Listen to this Commentary!

By Rachel Krantz

The first time I heard Death Cab for Cutie was on their popular Tranatlanticism album. The experience was more transcendental than transatlantic, with lead singer Ben Gibbard’s voice echoing with pain, without leaving me depressed. It’s one of those albums that doesn’t have to grow on you. I liked Transatlanticism on the first listen. Unfortunately, the same can’t quite be said for Death Cab’s follow up album, ‘Plans’.

Maybe drawn to the similarity between the name of their breakthrough album and Atlantic, their new mainstream label, Death Cab changed plans and left their independent label.

The first single off of Plans, “Soul Meets Body” is perhaps the album’s most upbeat track, drawing on the nearly techno beats of Gibbard’s other successful band, The Postal Service.

Perhaps the most sincere track on Plans is the unlikely lullaby “I will follow you into the dark”. The song is a good example of Gibbard’s lyrics standing on their own with only an acoustic guitar as background. The song, which was spontaneously recorded when Gibbard started playing during a break in a studio session, is raw and refreshingly under-produced.

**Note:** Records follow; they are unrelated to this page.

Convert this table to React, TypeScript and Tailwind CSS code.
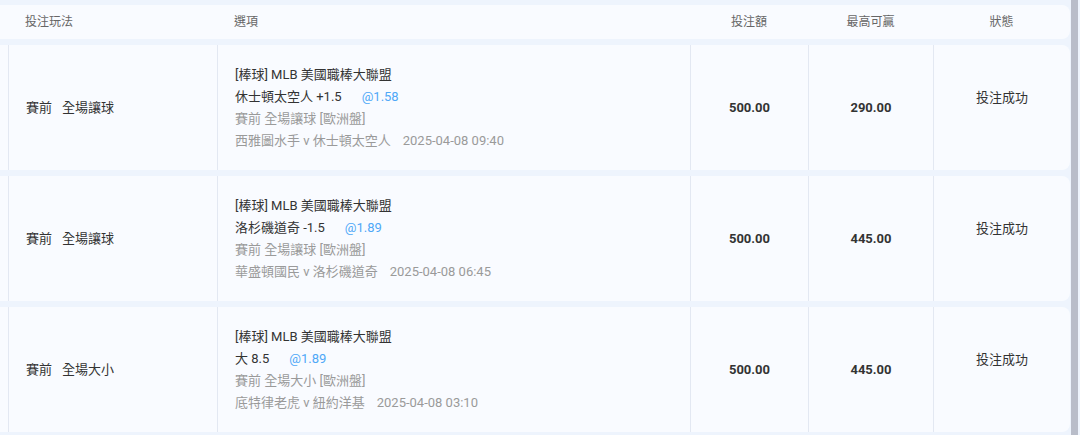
import React from 'react';

interface Bet {
    playType: [string, string];
    league: string;
    pick: string;
    odds: string;
    market: string;
    match: string;
    time: string;
    amount: string;
    maxWin: string;
    status: string;
}

const bets: Bet[] = [
    {
        playType: ['賽前', '全場讓球'],
        league: '[棒球] MLB 美國職棒大聯盟',
        pick: '休士頓太空人 +1.5',
        odds: '@1.58',
        market: '賽前 全場讓球 [歐洲盤]',
        match: '西雅圖水手 v 休士頓太空人',
        time: '2025-04-08 09:40',
        amount: '500.00',
        maxWin: '290.00',
        status: '投注成功',
    },
    {
        playType: ['賽前', '全場讓球'],
        league: '[棒球] MLB 美國職棒大聯盟',
        pick: '洛杉磯道奇 -1.5',
        odds: '@1.89',
        market: '賽前 全場讓球 [歐洲盤]',
        match: '華盛頓國民 v 洛杉磯道奇',
        time: '2025-04-08 06:45',
        amount: '500.00',
        maxWin: '445.00',
        status: '投注成功',
    },
    {
        playType: ['賽前', '全場大小'],
        league: '[棒球] MLB 美國職棒大聯盟',
        pick: '大 8.5',
        odds: '@1.89',
        market: '賽前 全場大小 [歐洲盤]',
        match: '底特律老虎 v 紐約洋基',
        time: '2025-04-08 03:10',
        amount: '500.00',
        maxWin: '445.00',
        status: '投注成功',
    },
];

function BetRow({ bet }: { bet: Bet }) {
    return (
        <div className="flex h-[125px] bg-[#f9fbff] rounded-r-lg">
            <div className="w-[8px] shrink-0" />
            <div className="w-[209px] shrink-0 border-l border-[#e3e8f2] pl-[17px] flex items-center text-[13px] text-[#333]">
                <span>{bet.playType[0]}</span>
                <span className="ml-[10px]">{bet.playType[1]}</span>
            </div>
            <div className="w-[473px] shrink-0 border-l border-[#e3e8f2] pl-[17px] flex flex-col justify-center text-[13px] leading-[22px]">
                <div className="text-[#333]">{bet.league}</div>
                <div className="text-[#333]">
                    {bet.pick}
                    <span className="ml-[20px] text-[#4fa8f7]">{bet.odds}</span>
                </div>
                <div className="text-[#9a9a9a]">{bet.market}</div>
                <div className="text-[#9a9a9a]">
                    {bet.match}
                    <span className="ml-[12px]">{bet.time}</span>
                </div>
            </div>
            <div className="w-[118px] shrink-0 border-l border-[#e3e8f2] flex items-center justify-center text-[13px] font-bold text-[#333]">
                {bet.amount}
            </div>
            <div className="w-[125px] shrink-0 border-l border-[#e3e8f2] flex items-center justify-center text-[13px] font-bold text-[#333]">
                {bet.maxWin}
            </div>
            <div className="flex-1 border-l border-[#e3e8f2] flex items-center justify-center pb-[20px] text-[13px] text-[#333]">
                {bet.status}
            </div>
        </div>
    );
}

export default function App() {
    return (
        <div
            className="w-[1080px] h-[435px] bg-[#eef4fd] flex overflow-hidden"
            style={{ fontFamily: 'Roboto, "Noto Sans CJK TC", sans-serif' }}
        >
            <div className="w-[1070px] shrink-0 pt-[5px] flex flex-col gap-[6px]">
                <div className="flex h-[34px] bg-[#f9fbff] rounded-r-lg text-[12px] text-[#666] items-center">
                    <div className="w-[8px] shrink-0" />
                    <div className="w-[209px] shrink-0 pl-[17px]">投注玩法</div>
                    <div className="w-[473px] shrink-0 pl-[17px]">選項</div>
                    <div className="w-[118px] shrink-0 text-center">投注額</div>
                    <div className="w-[125px] shrink-0 text-center">最高可贏</div>
                    <div className="flex-1 text-center">狀態</div>
                </div>
                {bets.map((bet, i) => (
                    <BetRow key={i} bet={bet} />
                ))}
            </div>
            <div className="w-[1px] shrink-0" />
            <div className="w-[7px] shrink-0 bg-[#b9bdc9]" />
        </div>
    );
}
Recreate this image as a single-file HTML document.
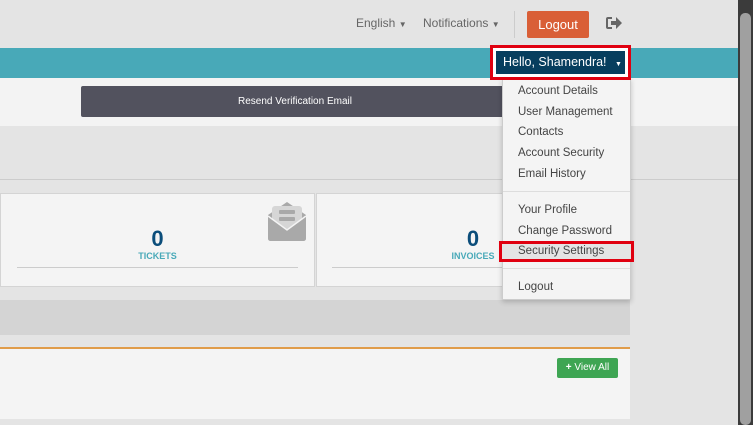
<!DOCTYPE html>
<html><head><style>
*{box-sizing:border-box;margin:0;padding:0}
body{width:753px;height:425px;overflow:hidden;background:#e4e4e4;font-family:"Liberation Sans",sans-serif;position:relative}
.a{position:absolute}
.dd div{position:absolute;left:15px;font-size:11.5px;color:#444;white-space:nowrap}
</style></head><body>
<div class="a" style="left:0;top:0;width:738px;height:48px;background:#e4e4e4"></div>
<div class="a" style="left:356px;top:16px;font-size:12px;color:#666">English <span style="font-size:8px">▼</span></div>
<div class="a" style="left:423px;top:16px;font-size:12px;color:#666">Notifications <span style="font-size:8px">▼</span></div>
<div class="a" style="left:514px;top:11px;width:1px;height:27px;background:#ccc"></div>
<div class="a" style="left:527px;top:11px;width:62px;height:27px;background:#d95f37;border-radius:2px;color:#fff;font-size:13px;text-align:center;line-height:27px">Logout</div>
<svg class="a" style="left:605px;top:15px" width="18" height="16" viewBox="0 0 18 16"><path d="M7 2H3Q1 2 1 4V12Q1 14 3 14H7V12H3V4H7Z" fill="#666"/><path d="M6 6H11V2L17 8L11 14V10H6Z" fill="#666"/></svg>
<div class="a" style="left:0;top:48px;width:738px;height:30px;background:#48a9b8"></div>
<div class="a" style="left:0;top:78px;width:738px;height:48px;background:#f3f3f3"></div>
<div class="a" style="left:81px;top:86px;width:428px;height:31px;background:#52525e;border-radius:2px;color:#fff;font-size:10px;text-align:center;line-height:31px">Resend Verification Email</div>
<div class="a" style="left:0;top:126px;width:738px;height:54px;background:#e4e4e4;border-bottom:1px solid #ccc"></div>
<div class="a" style="left:0;top:193px;width:315px;height:94px;background:#f4f4f4;border:1px solid #d4d4d4"></div>
<div class="a" style="left:316px;top:193px;width:314px;height:94px;background:#f4f4f4;border:1px solid #d4d4d4"></div>
<svg class="a" style="left:267px;top:201px" width="40" height="40" viewBox="0 0 40 40"><path d="M1 14L20 1L39 14V37Q39 40 36 40H4Q1 40 1 37Z" fill="#a9a9a9"/><rect x="5" y="5" width="30" height="26" rx="3" fill="#d6d6d6"/><path d="M1 15L20 29L39 15V37Q39 40 36 40H4Q1 40 1 37Z" fill="#a9a9a9"/><path d="M1 15L20 29L39 15" fill="none" stroke="#f4f4f4" stroke-width="1.5"/><rect x="12" y="9" width="16" height="4" rx="1" fill="#a9a9a9"/><rect x="12" y="16" width="16" height="4" rx="1" fill="#a9a9a9"/></svg>
<div class="a" style="left:0;top:226px;width:315px;text-align:center;font-size:22px;font-weight:bold;color:#0b4d7a">0</div>
<div class="a" style="left:0;top:251px;width:315px;text-align:center;font-size:9px;font-weight:bold;color:#48a9b8">TICKETS</div>
<div class="a" style="left:17px;top:267px;width:281px;height:1px;background:#ccc"></div>
<div class="a" style="left:316px;top:226px;width:314px;text-align:center;font-size:22px;font-weight:bold;color:#0b4d7a">0</div>
<div class="a" style="left:316px;top:251px;width:314px;text-align:center;font-size:9px;font-weight:bold;color:#48a9b8">INVOICES</div>
<div class="a" style="left:332px;top:267px;width:281px;height:1px;background:#ccc"></div>
<div class="a" style="left:0;top:300px;width:630px;height:35px;background:#d4d4d4"></div>
<div class="a" style="left:0;top:347px;width:630px;height:72px;background:#f4f4f4;border-top:2px solid #e09c4a"></div>
<div class="a" style="left:557px;top:358px;width:61px;height:20px;background:#3ea553;border-radius:2px;color:#fff;font-size:10px;text-align:center;line-height:20px"><b>+</b> View All</div>
<div class="a dd" style="left:502px;top:78px;width:129px;height:222px;background:#f4f4f4;border:1px solid #ccc;box-shadow:0 2px 5px rgba(0,0,0,.2)">
<div style="top:6px">Account Details</div><div style="top:27px">User Management</div><div style="top:47px">Contacts</div><div style="top:68px">Account Security</div><div style="top:89px">Email History</div>
<span class="a" style="left:0;top:112px;width:127px;height:1px;background:#ddd"></span>
<div style="top:125px">Your Profile</div><div style="top:146px">Change Password</div>
<span class="a" style="left:0;top:189px;width:127px;height:1px;background:#ddd"></span>
<div style="top:202px">Logout</div>
</div>
<div class="a" style="left:499px;top:241px;width:135px;height:21px;border:3px solid #e00010;background:#e4e4e4;font-size:11.5px;color:#444;padding-left:16px;line-height:15px;white-space:nowrap">Security Settings</div>
<div class="a" style="left:490px;top:45px;width:141px;height:35px;border:3px solid #e00010;background:#fff;padding:3px"><div style="background:#073e5e;height:23px;color:#fff;font-size:12.5px;line-height:23px;padding-left:7px;white-space:nowrap">Hello, Shamendra! <span style="font-size:7px;margin-left:5px">▼</span></div></div>
<div class="a" style="left:738px;top:0;width:15px;height:425px;background:#3b3b3b"></div>
<div class="a" style="left:740px;top:13px;width:11px;height:412px;background:#a0a0a0;border-radius:5px"></div>
</body></html>
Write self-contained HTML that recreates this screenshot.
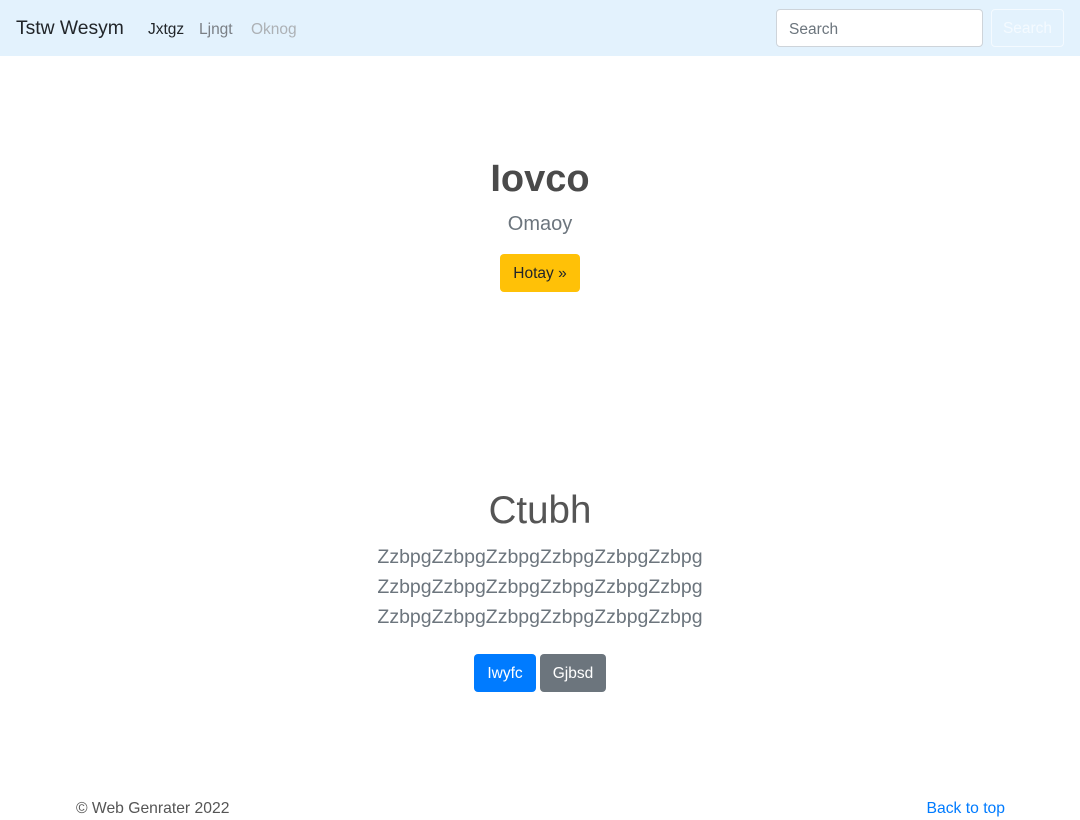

”I will follow you” caught my attention on the first listen and grew on me even more the second time around. Other tracks, such as the late Elliot-Smith-style waltz, “Someday you will be loved” are equally heartbreaking.

But “Plans” can at times be over planned. The track “What Sarah said” starts out predictably enough as the inevitable rock-band-tribute-to-the-friend-who-overdosed, but digresses into an overproduced song that repeats its last line, “So who’s going to watch you die?” so many times that melodramatic would be an understatement.

But just because Death Cab is starting to live up to its dark name with “Plans” doesn’t mean the album won’t make you a fan. This group of guys even wants to understand the existential meaning of a summer fling. And sometimes, that kind of charming obsessive-ness can make a great song.